10 Ways to Help your Child Settle into Care
Updated: Jul 23
We are not born knowing all the tips and tricks to help our kids navigate through life and that's why educating ourselves and trusting experienced educators makes our job as parents easier.
In this blog, we are sharing 10- ways to help your child settle into care after being the first period of their lives at home with you.
1. Children should feel safe and comfortable in their learning environment, so it can be helpful to familiarise your child with the educator and his/her home before care actually begins. Our educators are more than happy for you to visit their environment in advance of your child’s first day in care; and to prepare your child for a full day in care, our educators may also agree to start your child’s first days of care with fewer hours. Some of our educators prepare a photo book for the new child with a photo of themselves, the environment, and the other children that will be attending on the child’s days in care. The family is given this book during orientation visits in order to be able to prepare the child at home prior to their attendance. Parents can prepare their child for family day care by chatting positively about the educator, her home, as well as the expected activities and events during their day of care. The educators have found that when the child commences care they are settled and feel a sense of belonging in the environment immediately.
2. Children are welcome to bring with them their favourite comfort toy, rug, or teddy bear into care to feel at ease in their new environment. These are often great to help settle your child into care. The transition from home to care can be difficult for a child, so it is nice for them to have a little item that is a reminder of home.
3. Although you might also feel nervous for your child, it is important that you are confident and positive. Your child is always looking up to you as the first person they can trust, so if your child sees that you are nervous, they too are going to be nervous.
4. Generally, children settle into care more confidently if you can follow the same morning routine and keep changes to a minimum. I find that the days that I am rushing to get my daughter to care are the days that she will struggle with separation anxiety the most. Children learn from their experience of the world around them, and when their world is stable they are comfortable because they can know what to expect. For this reason, when you follow the same morning routine before care, your child will feel at ease because they know what to expect.
5. Try to avoid introducing major changes in your child's new routine. Changes such as attempts at toilet training, weaning off bottles and dummies should be delayed until your child settles into care; alternatively, pre plan these changes to occur before you start care.
6. Try not to delay leaving at drop off. Settle your child with your educator. Once you are prepared to leave, tell your child that you are leaving and that you will be coming back to pick them up. Say goodbye and go. Never sneak out of the door while your child is distracted. It may seem to work in the short term, but this will have long term consequences. If you leave without telling your child, your child will feel lied to, and that you cannot be trusted, which will make your child more dependent and clingy around you. A quick goodbye is the best goodbye. Although your child may take some time to settle into care without you, they will soon learn that 'going' is always followed by 'coming back’.

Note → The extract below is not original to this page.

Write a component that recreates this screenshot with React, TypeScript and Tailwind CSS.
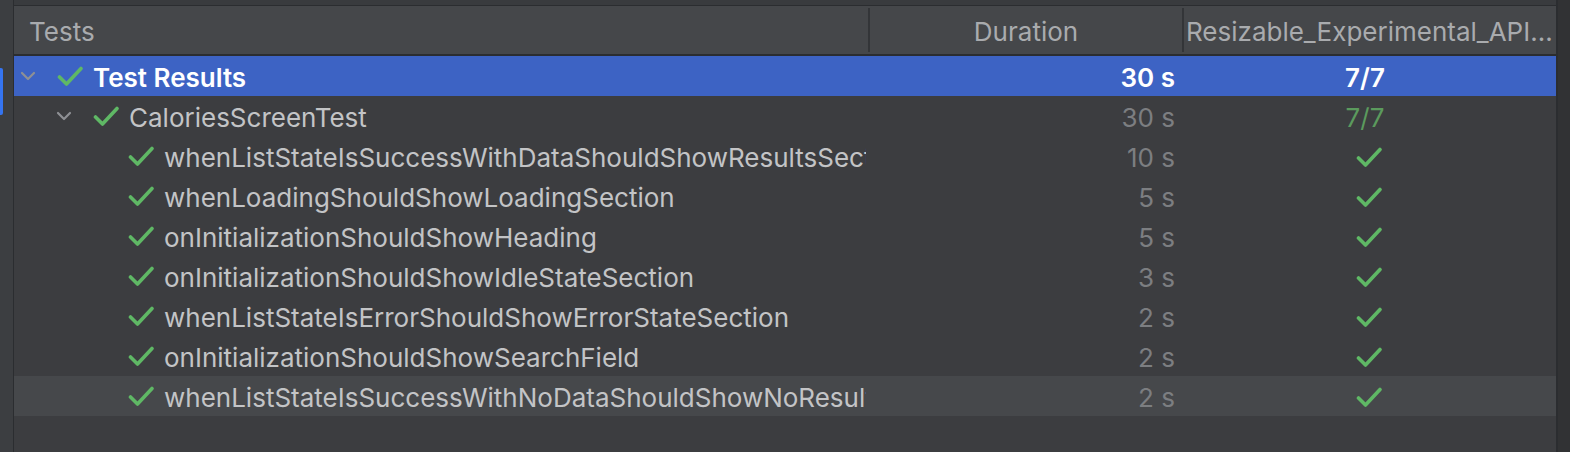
const tests = [
  { name: "whenListStateIsSuccessWithDataShouldShowResultsSection", time: "10 s" },
  { name: "whenLoadingShouldShowLoadingSection", time: "5 s" },
  { name: "onInitializationShouldShowHeading", time: "5 s" },
  { name: "onInitializationShouldShowIdleStateSection", time: "3 s" },
  { name: "whenListStateIsErrorShouldShowErrorStateSection", time: "2 s" },
  { name: "onInitializationShouldShowSearchField", time: "2 s" },
  { name: "whenListStateIsSuccessWithNoDataShouldShowNoResultsSection", time: "2 s" },
];

function Check() {
  return (
    <svg width="26" height="21" viewBox="0 0 26 21" className="shrink-0">
      <polyline
        points="2.5,11 9.5,18 24,2.5"
        fill="none"
        stroke="#5fb865"
        strokeWidth="3.6"
        strokeLinecap="round"
        strokeLinejoin="round"
      />
    </svg>
  );
}

function Chevron() {
  return (
    <svg width="16" height="10" viewBox="0 0 16 10" className="shrink-0">
      <polyline
        points="2,2 8,8 14,2"
        fill="none"
        stroke="#8e9094"
        strokeWidth="2.2"
        strokeLinecap="round"
        strokeLinejoin="round"
      />
    </svg>
  );
}

function Row({
  indent,
  chevron,
  label,
  time,
  result,
  variant,
}: {
  indent: string;
  chevron?: boolean;
  label: string;
  time: string;
  result: "check" | string;
  variant: "selected" | "group" | "leaf" | "hover";
}) {
  const bg =
    variant === "selected" ? "bg-[#3d63c4]" : variant === "hover" ? "bg-[#46484b]" : "";
  const labelCls =
    variant === "selected" ? "text-white font-semibold" : "text-[#c3c4c6]";
  const timeCls =
    variant === "selected" ? "text-white font-semibold" : "text-[#7c7e81]";
  return (
    <div className={`flex h-[40px] items-center ${bg}`}>
      <div className="w-[854px] pr-[2px]">
        <div className={`flex h-[40px] items-center overflow-hidden whitespace-nowrap ${indent}`}>
          {chevron && (
            <div className="mr-[21px] flex w-[16px]">
              <Chevron />
            </div>
          )}
          <Check />
          <span className={`ml-[10px] pt-[3px] ${labelCls}`}>{label}</span>
        </div>
      </div>
      <div className={`w-[314px] pr-[7px] pt-[3px] text-right ${timeCls}`}>{time}</div>
      <div className="flex w-[374px] justify-center">
        {result === "check" ? (
          <div className="pt-[2px]">
            <Check />
          </div>
        ) : (
          <span
            className={`pt-[3px] pr-[8px] ${
              variant === "selected" ? "font-semibold text-white" : "text-[#5b9a5d]"
            }`}
          >
            {result}
          </span>
        )}
      </div>
    </div>
  );
}

export default function App() {
  return (
    <div
      className="flex h-[452px] w-[1570px] overflow-hidden bg-[#3c3e41] text-[26px] leading-normal"
      style={{ fontFamily: "Inter, 'Noto Sans', sans-serif" }}
    >
      <div className="flex w-[13px] shrink-0 flex-col pt-[68px]">
        <div className="h-[47px] w-[3px] rounded-r-[2px] bg-[#3574f0]" />
      </div>
      <div className="w-[1px] shrink-0 bg-[#2b2d30]" />
      <div className="flex flex-1 flex-col">
        <div className="h-[5px] bg-[#393b3e]" />
        <div className="h-[1px] bg-[#2b2d30]" />
        <div className="flex h-[48px] items-center bg-[#45474a] text-[#a9abae]">
          <div className="flex h-full w-[854px] items-center pl-[15px] pt-[2px]">Tests</div>
          <div className="h-[44px] w-[2px] bg-[#333538]" />
          <div className="flex h-full w-[312px] items-center justify-center pt-[2px]">Duration</div>
          <div className="h-[44px] w-[2px] bg-[#333538]" />
          <div className="flex h-full flex-1 items-center overflow-hidden whitespace-nowrap pl-[2px] pt-[2px]">
            Resizable_Experimental_API...
          </div>
        </div>
        <div className="h-[2px] bg-[#2b2d30]" />
        <div className="flex-1 bg-[#3c3d40]">
          <Row indent="pl-[6px]" chevron label="Test Results" time="30 s" result="7/7" variant="selected" />
          <Row indent="pl-[42px]" chevron label="CaloriesScreenTest" time="30 s" result="7/7" variant="group" />
          {tests.map((t, i) => (
            <Row
              key={t.name}
              indent="pl-[114px]"
              label={t.name}
              time={t.time}
              result="check"
              variant={i === tests.length - 1 ? "hover" : "leaf"}
            />
          ))}
        </div>
      </div>
      <div className="w-[2px] shrink-0 bg-[#2b2d30]" />
      <div className="w-[12px] shrink-0 bg-[#313234]" />
    </div>
  );
}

7. You are always welcome to call or text your educator during the day if you are feeling anxious or worried. When my daughter commenced care she would cry at drop off. As you can imagine, this would make me feel anxious and worried as I walked out the door. I would wait an hour and then call my educator to check in on her. Educators understand how difficult it is to leave your child, particularly if it is the first time. Rest assured we have all been there ourselves with our own children.
8. When you pick up your child, try to arrive a little earlier than pickup time. It is always nice to spend some time with your child at the service discussing what they did during the day. My daughter loves to show me all her artwork of an afternoon and it gives me an opportunity to spend a little time speaking to the educator about her day. Talk to your educator about your child's day and his/her experiences whilst in care.
9. If your children are like mine, they generally do not want to chat after care or school. So instead of asking “how was your day today?” I will ask “What was your favourite part of today?”
10. Keep open communication with your educator to discuss your concerns, no matter how small. You may wish to arrange a suitable time to call the educator during the day to discuss how your child is coping away from home. Communication between you and the educator is crucial to successful care. As your child develops and their needs change, it is important to regularly discuss your child’s new requirements.